On the occasion of Women Reframe American Landscape at Thomas Cole National Historic Site, I am creating a time capsule and archive of waste from my past art installations. A poignant balance structures this sculptural installation. Displaced is simultaneously a reflexive apparatus for a given community, and a work informed by my experience as a first-generation immigrant bearing witness to racial, economic, and environmental injustices. It is a perspective that inspires me to originate meaning out of discards as a form of emotional and ecological repair; to address these inequities by reimagining the material potential of our world; to reveal forgotten histories and make visible the undervalued labor of the marginalized. This experiment in form asks that we question the value and role of preservation when confronted with the climate crisis. Working as an artist in the age of the Anthropocene, this future
work brings a self-critical lens to the struggle to maintain a zero-waste art practice. How might I balance the work of repurposing and the processes of entropy and decay? What knowledge might this project bring to the complex relationship of land stewardship and art-world practices?
— Jean Shin
JEAN SHIN (b. 1971) was born in Seoul, South Korea, raised in the US, and currently works in New York between Brooklyn and the Hudson Valley.
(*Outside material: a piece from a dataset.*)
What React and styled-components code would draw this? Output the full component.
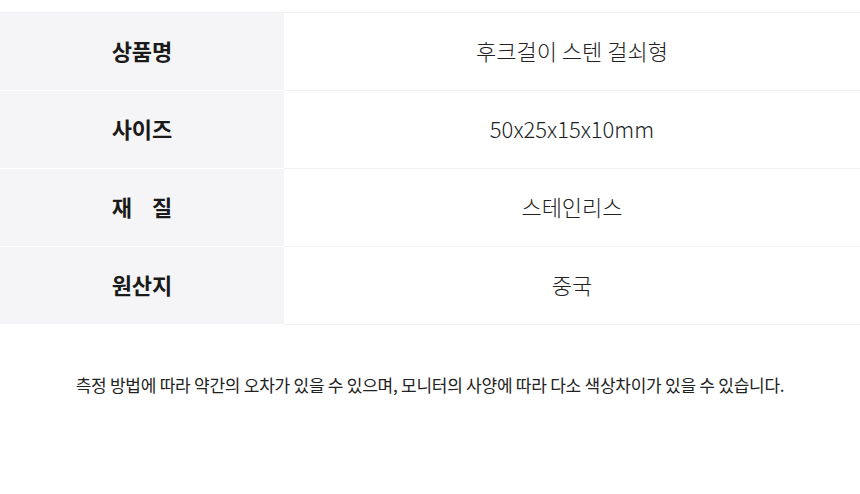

She holds a BFA in Painting and an MS in Art History and Criticism from Pratt Institute. Shin is known for large-scale and often public sculptures, transforming accumulations of discarded objects into monuments that interrogate human relationships between material consumption, collective identity, and community engagement. Frequently working cooperatively with communities to facilitate conversation around social and economic 127 challenges, Shin’s works amass vast collections of everyday objects while researching their history of use, circulation, and environmental impact. Her body of work also includes several permanent public artworks commissioned by major agencies and municipalities, most recently a landmark commission for the MTA’s Second Ave Subway in New York City. Her work has been widely exhibited and collected in over 150 major museums and cultural institutions, including The Museum of Modern Art, New York; Philadelphia Museum of Art, PA; Smithsonian American Art Museum, Washington, DC; and the Asian Art Museum, San Francisco, CA, where in 2020 she was the first Korean-American woman artist featured in a solo exhibition. Shin has received numerous awards, including the Frederic Church Award, and her works have been highlighted in The New York Times and Sculpture Magazine, among others. She is a tenured Adjunct Professor at Pratt Institute and holds an honorary doctorate from New York Academy of Art.